August 15, 1914: A new era in global logistics and international trade began on that hot summer day, when the SS Ancon, a 486-foot U.S. cargo and passenger ship, crossed the continental divide by water and became the first vessel to transit the Panama Canal. The canal’s lock system functioned as a water lift, raising the ship from the Atlantic Ocean to the man-made Gatun Lake (85 feet above sea level) in three stages. Ancon sailed through the 48-mile narrow passageway, descended the locks at the other end of the channel and arrived in the Pacific Ocean.

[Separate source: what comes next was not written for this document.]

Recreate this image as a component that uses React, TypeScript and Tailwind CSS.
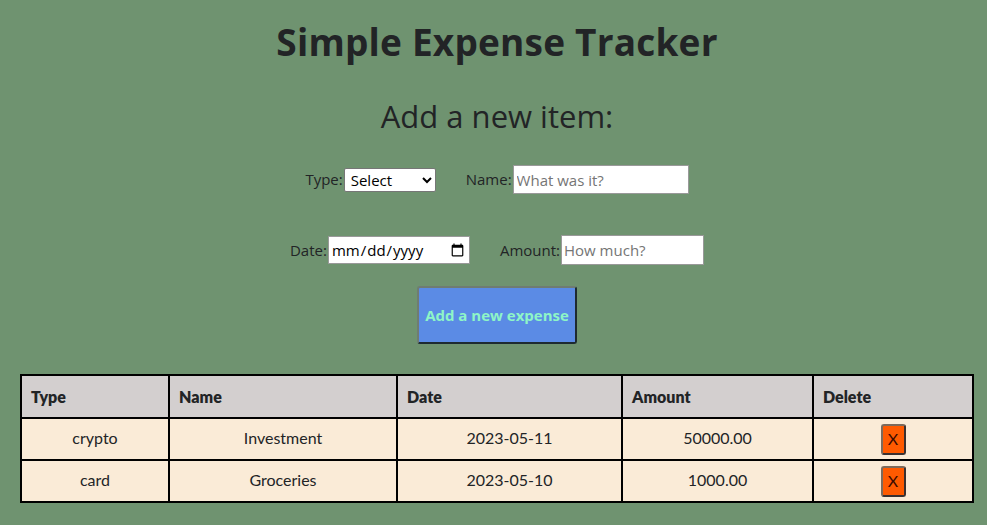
import React from "react";

const rows = [
  { type: "crypto", name: "Investment", date: "2023-05-11", amount: "50000.00" },
  { type: "card", name: "Groceries", date: "2023-05-10", amount: "1000.00" },
];

export default function App() {
  return (
    <div
      className="min-h-[525px] w-full bg-[#6f9370] text-[#222426] flex flex-col items-center pl-[7px]"
      style={{ fontFamily: "'Open Sans', 'DejaVu Sans', sans-serif" }}
    >
      <h1 className="mt-[19px] text-[37px] font-bold leading-[46px] tracking-[0.2px]">Simple Expense Tracker</h1>
      <h2 className="mt-[31px] text-[31px] leading-[40px]">Add a new item:</h2>
      <div className="mt-[29px] flex items-center gap-[30px] text-[15px]">
        <label className="flex items-center gap-[1px]">
          Type:
          <select className="w-[92px] h-[24px] bg-white border border-[#767676] rounded-[2px] text-[15px] text-black px-[2px]">
            <option>Select</option>
          </select>
        </label>
        <label className="flex items-center gap-[1px]">
          Name:
          <input
            placeholder="What was it?"
            className="w-[176px] h-[29px] bg-white border border-[#999] px-[3px] text-[15px] placeholder:text-[#757575]"
          />
        </label>
      </div>
      <div className="mt-[41px] flex items-center gap-[30px] text-[15px]">
        <label className="flex items-center gap-[1px]">
          Date:
          <input
            type="date"
            className="w-[142px] h-[28px] bg-white border border-[#999] px-[2px] text-[15px] text-black"
          />
        </label>
        <label className="flex items-center gap-[1px]">
          Amount:
          <input
            placeholder="How much?"
            className="w-[143px] h-[30px] bg-white border border-[#999] px-[2px] text-[15px] placeholder:text-[#757575]"
          />
        </label>
      </div>
      <button className="mt-[21px] w-[160px] h-[58px] bg-[#5b8be5] text-[#8ef5c7] font-bold text-[15px] rounded-[3px] border-2 border-[#6f7c72] border-r-[#1e2a30] border-b-[#1e2a30]">
        Add a new expense
      </button>
      <table
        className="mt-[30px] w-[952px] border-collapse border-2 border-black text-[16px] table-fixed"
        style={{ fontFamily: "Lato, 'Open Sans', sans-serif" }}
      >
        <colgroup>
          <col className="w-[148px]" />
          <col className="w-[228px]" />
          <col className="w-[225px]" />
          <col className="w-[191px]" />
          <col className="w-[160px]" />
        </colgroup>
        <thead>
          <tr className="bg-[#d3cfcf] h-[43px]">
            {["Type", "Name", "Date", "Amount", "Delete"].map((h) => (
              <th key={h} className="border-2 border-black text-left px-[9px] font-extrabold">
                {h}
              </th>
            ))}
          </tr>
        </thead>
        <tbody>
          {rows.map((r) => (
            <tr key={r.name} className="bg-[#faebd7] h-[42px]">
              <td className="border-2 border-black text-center pb-[3px]">{r.type}</td>
              <td className="border-2 border-black text-center pb-[3px]">{r.name}</td>
              <td className="border-2 border-black text-center pb-[3px]">{r.date}</td>
              <td className="border-2 border-black text-center pb-[3px]">{r.amount}</td>
              <td className="border-2 border-black text-center">
                <button className="w-[25px] h-[31px] bg-[#ff5a00] text-[#3a0a00] text-[16px] rounded-[3px] border-2 border-[#7c6a5c] border-r-[#3a3030] border-b-[#3a3030] leading-none">
                  X
                </button>
              </td>
            </tr>
          ))}
        </tbody>
      </table>
    </div>
  );
}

It was a massive engineering feat. After years of obstacles and setbacks, including malaria outbreaks and a lock redesign to accommodate Panama’s thick jungles and mountainous terrain, the project moved more than 240 million cubic yards of earth, used 61 million pounds of dynamite and cost $400 million (over $10 billion in today’s dollars) to complete. More than 10,000 people died during the course of construction, and the project was almost abandoned on three occasions. But what mattered on that inaugural day was that a 400-year-old maritime dream had finally been realized: at last, the Atlantic and Pacific Oceans were connected. The Panama Canal was open for business.
October 15, 2014: The Panama Canal of today is a flurry of activity. More than 14,000 trips take place annually, and its strategic location serves over 140 maritime trade routes in more than 80 countries.1 The U.S. is the key beneficiary, with over two-thirds of cargo passing through the canal either destined to or originating from America; China is second, with a 22% share.2 The canal handles over 5% of all goods moving around the world – a significant share of the global market, considering the majority of maritime trade is river bound and localized.3
The Gatun Locks (Atlantic side) and the Miraflores Locks (Pacific side) raise and lower vessels in much the same way they did on that maiden voyage. Containerships and bulk carriers line the horizon, waiting for their turn to ascend and descend the system. But the bottleneck has grown worse in the past several years, with average transit times increasing from 9 hours in 1999 to over 13 hours by 2008.4 That its capacity has not been able to keep up with growth in global trade poses a crucial challenge for the canal; shippers operating on tight timetables will increasingly look to other transport methods if the congestion does not improve. Tolls, too, have climbed substantially as the number of containerships transiting the canal has doubled since the early 2000s.
Adding to the chaos, excavators are busy at work on both sides of the channel, constructing a deeper, wider third set of locks. The extensive $6 billion construction project, which was scheduled for fall 2014 completion but has been delayed 18 months, will effectively create a new traffic lane, accommodating between 12 and 14 additional vessels daily (more than 2,000 additional trips per year) and significantly larger ships (13,000 twenty-foot equivalent units [TEUs] vs. the current maximum of 5,000 TEUs).5 In total, cargo capacity will double as the Panama Canal seeks to maintain relevancy on the global stage and provide an answer to its chief competitors – U.S. intermodal (cross-continent transportation via railroad and truck) and the Suez Canal.
As the largest engineering project ever undertaken in the early 20th century, the Panama Canal strengthened the U.S. economy, boosted a global shipping industry and dramatically shortened shipping routes – saving containerships the long and treacherous journey of 5,000-plus miles around South America’s Cape Horn. The current renovation, which even by today’s standards is one of the largest infrastructure projects worldwide, will certainly affect a wide range of parties in the global logistics industry, including steamship companies, logistics providers, shippers and port operators. Yet in an ever-connected, globalized world, with dynamic trade patterns and several exogenous factors at play, it is unclear exactly how these parties will be affected once the project is finished.